***** Collected material *****

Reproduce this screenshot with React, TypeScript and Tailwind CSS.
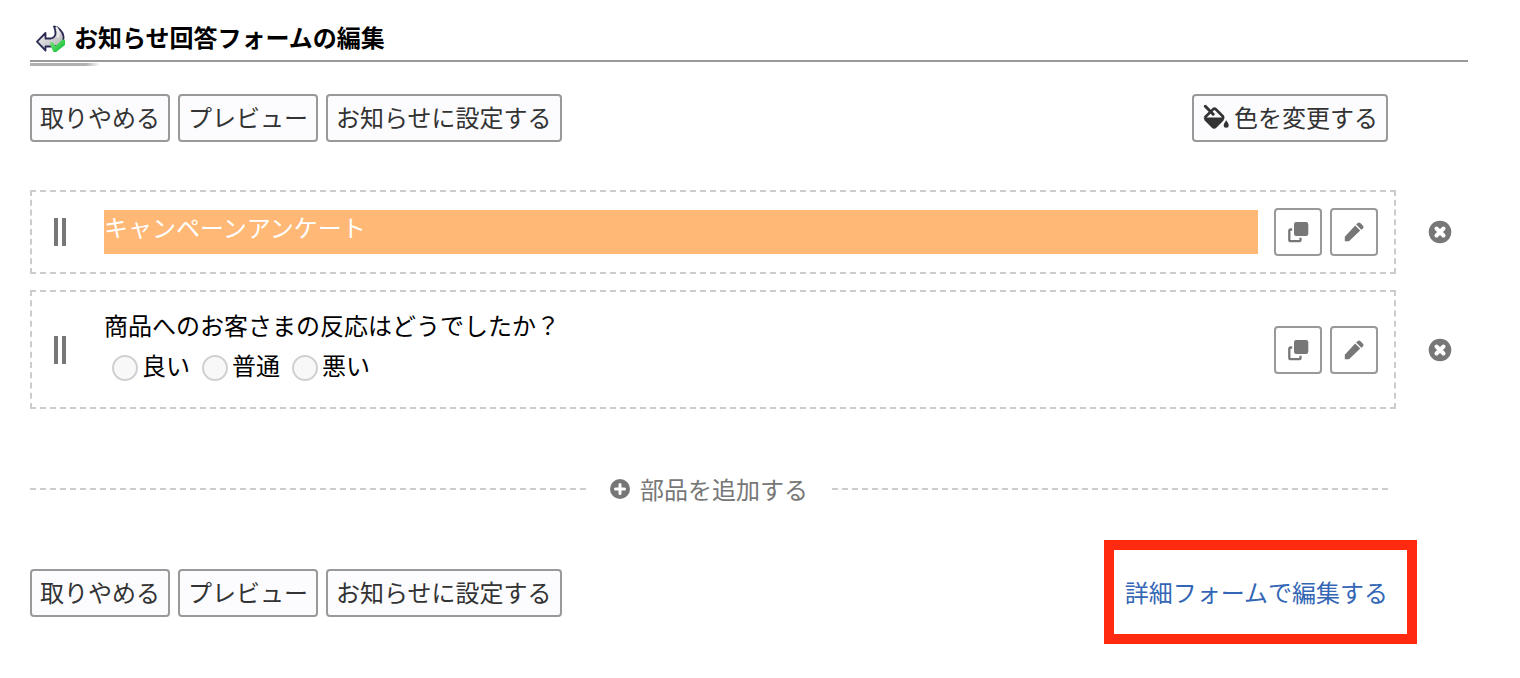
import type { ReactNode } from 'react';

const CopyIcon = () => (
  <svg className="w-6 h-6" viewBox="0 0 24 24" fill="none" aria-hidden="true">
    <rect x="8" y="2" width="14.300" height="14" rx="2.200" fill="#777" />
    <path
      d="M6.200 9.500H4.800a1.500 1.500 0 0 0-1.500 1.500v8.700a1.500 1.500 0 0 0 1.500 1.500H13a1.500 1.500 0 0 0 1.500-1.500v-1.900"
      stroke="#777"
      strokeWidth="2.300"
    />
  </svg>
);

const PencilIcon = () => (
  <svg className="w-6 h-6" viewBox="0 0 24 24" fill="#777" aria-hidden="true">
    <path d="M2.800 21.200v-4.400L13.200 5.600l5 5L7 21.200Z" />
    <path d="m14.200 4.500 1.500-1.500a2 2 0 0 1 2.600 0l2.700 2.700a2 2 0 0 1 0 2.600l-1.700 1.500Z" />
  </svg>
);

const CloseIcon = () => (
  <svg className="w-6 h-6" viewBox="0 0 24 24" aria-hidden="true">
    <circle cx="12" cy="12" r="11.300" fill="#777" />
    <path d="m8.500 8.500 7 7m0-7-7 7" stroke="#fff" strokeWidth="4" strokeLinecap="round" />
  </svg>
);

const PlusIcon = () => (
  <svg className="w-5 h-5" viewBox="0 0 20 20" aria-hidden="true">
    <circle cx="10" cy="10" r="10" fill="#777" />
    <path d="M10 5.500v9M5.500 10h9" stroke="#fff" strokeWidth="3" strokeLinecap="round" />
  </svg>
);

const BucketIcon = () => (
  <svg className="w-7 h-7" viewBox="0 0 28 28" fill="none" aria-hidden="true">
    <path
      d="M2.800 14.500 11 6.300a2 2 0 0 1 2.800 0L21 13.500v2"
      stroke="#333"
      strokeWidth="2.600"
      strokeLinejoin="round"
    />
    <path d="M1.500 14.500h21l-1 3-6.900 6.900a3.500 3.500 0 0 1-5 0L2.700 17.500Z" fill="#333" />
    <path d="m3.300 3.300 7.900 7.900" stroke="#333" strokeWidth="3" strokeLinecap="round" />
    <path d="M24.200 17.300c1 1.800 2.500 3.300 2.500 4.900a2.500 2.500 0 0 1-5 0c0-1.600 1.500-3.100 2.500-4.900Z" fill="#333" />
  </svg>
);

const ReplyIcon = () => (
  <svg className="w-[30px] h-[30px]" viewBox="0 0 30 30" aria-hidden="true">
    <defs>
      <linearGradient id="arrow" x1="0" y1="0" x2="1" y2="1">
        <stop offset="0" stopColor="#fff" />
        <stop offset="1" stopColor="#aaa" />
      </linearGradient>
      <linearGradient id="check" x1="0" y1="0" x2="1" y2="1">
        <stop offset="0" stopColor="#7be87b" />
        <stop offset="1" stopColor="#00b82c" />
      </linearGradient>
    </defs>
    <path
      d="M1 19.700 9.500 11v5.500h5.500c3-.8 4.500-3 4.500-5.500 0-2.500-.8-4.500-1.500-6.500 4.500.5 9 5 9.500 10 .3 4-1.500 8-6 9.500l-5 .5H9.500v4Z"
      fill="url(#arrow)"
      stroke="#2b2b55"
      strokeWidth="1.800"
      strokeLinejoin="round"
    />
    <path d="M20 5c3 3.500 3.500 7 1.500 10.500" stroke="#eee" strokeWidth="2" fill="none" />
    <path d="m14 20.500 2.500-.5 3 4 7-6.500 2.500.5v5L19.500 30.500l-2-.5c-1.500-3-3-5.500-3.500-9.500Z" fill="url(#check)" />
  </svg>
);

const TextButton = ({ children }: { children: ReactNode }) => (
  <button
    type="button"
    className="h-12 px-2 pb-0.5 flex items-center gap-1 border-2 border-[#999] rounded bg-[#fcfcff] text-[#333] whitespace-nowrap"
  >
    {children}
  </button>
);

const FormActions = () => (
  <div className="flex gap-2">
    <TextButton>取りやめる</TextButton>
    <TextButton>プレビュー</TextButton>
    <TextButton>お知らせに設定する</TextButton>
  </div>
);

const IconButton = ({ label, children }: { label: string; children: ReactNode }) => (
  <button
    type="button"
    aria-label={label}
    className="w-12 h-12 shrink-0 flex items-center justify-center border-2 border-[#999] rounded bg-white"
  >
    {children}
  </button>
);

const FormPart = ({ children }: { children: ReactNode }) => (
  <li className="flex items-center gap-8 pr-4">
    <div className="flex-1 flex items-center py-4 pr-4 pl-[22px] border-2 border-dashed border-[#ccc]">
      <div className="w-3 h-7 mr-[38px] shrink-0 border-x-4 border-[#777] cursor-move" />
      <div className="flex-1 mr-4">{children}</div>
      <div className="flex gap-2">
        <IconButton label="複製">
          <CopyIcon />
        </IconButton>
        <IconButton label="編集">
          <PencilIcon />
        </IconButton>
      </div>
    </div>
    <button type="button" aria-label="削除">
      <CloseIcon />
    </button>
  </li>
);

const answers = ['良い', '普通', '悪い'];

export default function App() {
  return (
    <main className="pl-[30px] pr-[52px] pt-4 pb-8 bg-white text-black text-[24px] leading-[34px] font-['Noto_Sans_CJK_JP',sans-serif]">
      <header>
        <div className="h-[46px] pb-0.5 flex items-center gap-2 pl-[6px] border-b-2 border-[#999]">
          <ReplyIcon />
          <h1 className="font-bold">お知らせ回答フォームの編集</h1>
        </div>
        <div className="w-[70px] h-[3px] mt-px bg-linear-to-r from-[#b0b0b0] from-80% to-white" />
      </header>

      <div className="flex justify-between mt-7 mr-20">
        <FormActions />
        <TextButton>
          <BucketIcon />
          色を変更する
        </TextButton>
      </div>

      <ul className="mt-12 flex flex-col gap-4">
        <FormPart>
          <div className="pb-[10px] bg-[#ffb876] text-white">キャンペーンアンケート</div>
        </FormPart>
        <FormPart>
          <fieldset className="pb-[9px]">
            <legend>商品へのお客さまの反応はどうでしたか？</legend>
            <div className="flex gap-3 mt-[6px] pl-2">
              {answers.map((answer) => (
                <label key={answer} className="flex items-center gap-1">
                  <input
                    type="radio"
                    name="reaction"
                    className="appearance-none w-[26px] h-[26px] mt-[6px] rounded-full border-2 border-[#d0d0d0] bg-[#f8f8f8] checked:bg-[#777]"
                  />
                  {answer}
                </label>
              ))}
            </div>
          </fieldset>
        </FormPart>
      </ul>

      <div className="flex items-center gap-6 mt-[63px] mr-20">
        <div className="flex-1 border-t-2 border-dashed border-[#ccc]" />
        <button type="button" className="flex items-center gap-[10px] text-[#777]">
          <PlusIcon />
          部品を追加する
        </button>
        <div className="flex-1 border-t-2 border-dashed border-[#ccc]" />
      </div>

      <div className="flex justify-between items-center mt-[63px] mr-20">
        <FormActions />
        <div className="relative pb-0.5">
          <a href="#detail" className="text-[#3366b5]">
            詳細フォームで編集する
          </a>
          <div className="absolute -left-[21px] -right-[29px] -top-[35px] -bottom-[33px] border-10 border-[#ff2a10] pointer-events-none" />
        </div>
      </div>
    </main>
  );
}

*****

The exercise
Write out the whole listing again, exactly, with no pictures.

Answer to this task
Reproduce this screenshot with React, TypeScript and Tailwind CSS.
import type { ReactNode } from 'react';

const CopyIcon = () => (
  <svg className="w-6 h-6" viewBox="0 0 24 24" fill="none" aria-hidden="true">
    <rect x="8" y="2" width="14.300" height="14" rx="2.200" fill="#777" />
    <path
      d="M6.200 9.500H4.800a1.500 1.500 0 0 0-1.500 1.500v8.700a1.500 1.500 0 0 0 1.500 1.500H13a1.500 1.500 0 0 0 1.500-1.500v-1.900"
      stroke="#777"
      strokeWidth="2.300"
    />
  </svg>
);

const PencilIcon = () => (
  <svg className="w-6 h-6" viewBox="0 0 24 24" fill="#777" aria-hidden="true">
    <path d="M2.800 21.200v-4.400L13.200 5.600l5 5L7 21.200Z" />
    <path d="m14.200 4.500 1.500-1.500a2 2 0 0 1 2.600 0l2.700 2.700a2 2 0 0 1 0 2.600l-1.700 1.500Z" />
  </svg>
);

const CloseIcon = () => (
  <svg className="w-6 h-6" viewBox="0 0 24 24" aria-hidden="true">
    <circle cx="12" cy="12" r="11.300" fill="#777" />
    <path d="m8.500 8.500 7 7m0-7-7 7" stroke="#fff" strokeWidth="4" strokeLinecap="round" />
  </svg>
);

const PlusIcon = () => (
  <svg className="w-5 h-5" viewBox="0 0 20 20" aria-hidden="true">
    <circle cx="10" cy="10" r="10" fill="#777" />
    <path d="M10 5.500v9M5.500 10h9" stroke="#fff" strokeWidth="3" strokeLinecap="round" />
  </svg>
);

const BucketIcon = () => (
  <svg className="w-7 h-7" viewBox="0 0 28 28" fill="none" aria-hidden="true">
    <path
      d="M2.800 14.500 11 6.300a2 2 0 0 1 2.800 0L21 13.500v2"
      stroke="#333"
      strokeWidth="2.600"
      strokeLinejoin="round"
    />
    <path d="M1.500 14.500h21l-1 3-6.900 6.900a3.500 3.500 0 0 1-5 0L2.700 17.500Z" fill="#333" />
    <path d="m3.300 3.300 7.900 7.900" stroke="#333" strokeWidth="3" strokeLinecap="round" />
    <path d="M24.200 17.300c1 1.800 2.500 3.300 2.500 4.900a2.500 2.500 0 0 1-5 0c0-1.600 1.500-3.100 2.500-4.900Z" fill="#333" />
  </svg>
);

const ReplyIcon = () => (
  <svg className="w-[30px] h-[30px]" viewBox="0 0 30 30" aria-hidden="true">
    <defs>
      <linearGradient id="arrow" x1="0" y1="0" x2="1" y2="1">
        <stop offset="0" stopColor="#fff" />
        <stop offset="1" stopColor="#aaa" />
      </linearGradient>
      <linearGradient id="check" x1="0" y1="0" x2="1" y2="1">
        <stop offset="0" stopColor="#7be87b" />
        <stop offset="1" stopColor="#00b82c" />
      </linearGradient>
    </defs>
    <path
      d="M1 19.700 9.500 11v5.500h5.500c3-.8 4.500-3 4.500-5.500 0-2.500-.8-4.500-1.500-6.500 4.500.5 9 5 9.500 10 .3 4-1.500 8-6 9.500l-5 .5H9.500v4Z"
      fill="url(#arrow)"
      stroke="#2b2b55"
      strokeWidth="1.800"
      strokeLinejoin="round"
    />
    <path d="M20 5c3 3.500 3.500 7 1.500 10.500" stroke="#eee" strokeWidth="2" fill="none" />
    <path d="m14 20.500 2.500-.5 3 4 7-6.500 2.500.5v5L19.500 30.500l-2-.5c-1.500-3-3-5.500-3.500-9.500Z" fill="url(#check)" />
  </svg>
);

const TextButton = ({ children }: { children: ReactNode }) => (
  <button
    type="button"
    className="h-12 px-2 pb-0.5 flex items-center gap-1 border-2 border-[#999] rounded bg-[#fcfcff] text-[#333] whitespace-nowrap"
  >
    {children}
  </button>
);

const FormActions = () => (
  <div className="flex gap-2">
    <TextButton>取りやめる</TextButton>
    <TextButton>プレビュー</TextButton>
    <TextButton>お知らせに設定する</TextButton>
  </div>
);

const IconButton = ({ label, children }: { label: string; children: ReactNode }) => (
  <button
    type="button"
    aria-label={label}
    className="w-12 h-12 shrink-0 flex items-center justify-center border-2 border-[#999] rounded bg-white"
  >
    {children}
  </button>
);

const FormPart = ({ children }: { children: ReactNode }) => (
  <li className="flex items-center gap-8 pr-4">
    <div className="flex-1 flex items-center py-4 pr-4 pl-[22px] border-2 border-dashed border-[#ccc]">
      <div className="w-3 h-7 mr-[38px] shrink-0 border-x-4 border-[#777] cursor-move" />
      <div className="flex-1 mr-4">{children}</div>
      <div className="flex gap-2">
        <IconButton label="複製">
          <CopyIcon />
        </IconButton>
        <IconButton label="編集">
          <PencilIcon />
        </IconButton>
      </div>
    </div>
    <button type="button" aria-label="削除">
      <CloseIcon />
    </button>
  </li>
);

const answers = ['良い', '普通', '悪い'];

export default function App() {
  return (
    <main className="pl-[30px] pr-[52px] pt-4 pb-8 bg-white text-black text-[24px] leading-[34px] font-['Noto_Sans_CJK_JP',sans-serif]">
      <header>
        <div className="h-[46px] pb-0.5 flex items-center gap-2 pl-[6px] border-b-2 border-[#999]">
          <ReplyIcon />
          <h1 className="font-bold">お知らせ回答フォームの編集</h1>
        </div>
        <div className="w-[70px] h-[3px] mt-px bg-linear-to-r from-[#b0b0b0] from-80% to-white" />
      </header>

      <div className="flex justify-between mt-7 mr-20">
        <FormActions />
        <TextButton>
          <BucketIcon />
          色を変更する
        </TextButton>
      </div>

      <ul className="mt-12 flex flex-col gap-4">
        <FormPart>
          <div className="pb-[10px] bg-[#ffb876] text-white">キャンペーンアンケート</div>
        </FormPart>
        <FormPart>
          <fieldset className="pb-[9px]">
            <legend>商品へのお客さまの反応はどうでしたか？</legend>
            <div className="flex gap-3 mt-[6px] pl-2">
              {answers.map((answer) => (
                <label key={answer} className="flex items-center gap-1">
                  <input
                    type="radio"
                    name="reaction"
                    className="appearance-none w-[26px] h-[26px] mt-[6px] rounded-full border-2 border-[#d0d0d0] bg-[#f8f8f8] checked:bg-[#777]"
                  />
                  {answer}
                </label>
              ))}
            </div>
          </fieldset>
        </FormPart>
      </ul>

      <div className="flex items-center gap-6 mt-[63px] mr-20">
        <div className="flex-1 border-t-2 border-dashed border-[#ccc]" />
        <button type="button" className="flex items-center gap-[10px] text-[#777]">
          <PlusIcon />
          部品を追加する
        </button>
        <div className="flex-1 border-t-2 border-dashed border-[#ccc]" />
      </div>

      <div className="flex justify-between items-center mt-[63px] mr-20">
        <FormActions />
        <div className="relative pb-0.5">
          <a href="#detail" className="text-[#3366b5]">
            詳細フォームで編集する
          </a>
          <div className="absolute -left-[21px] -right-[29px] -top-[35px] -bottom-[33px] border-10 border-[#ff2a10] pointer-events-none" />
        </div>
      </div>
    </main>
  );
}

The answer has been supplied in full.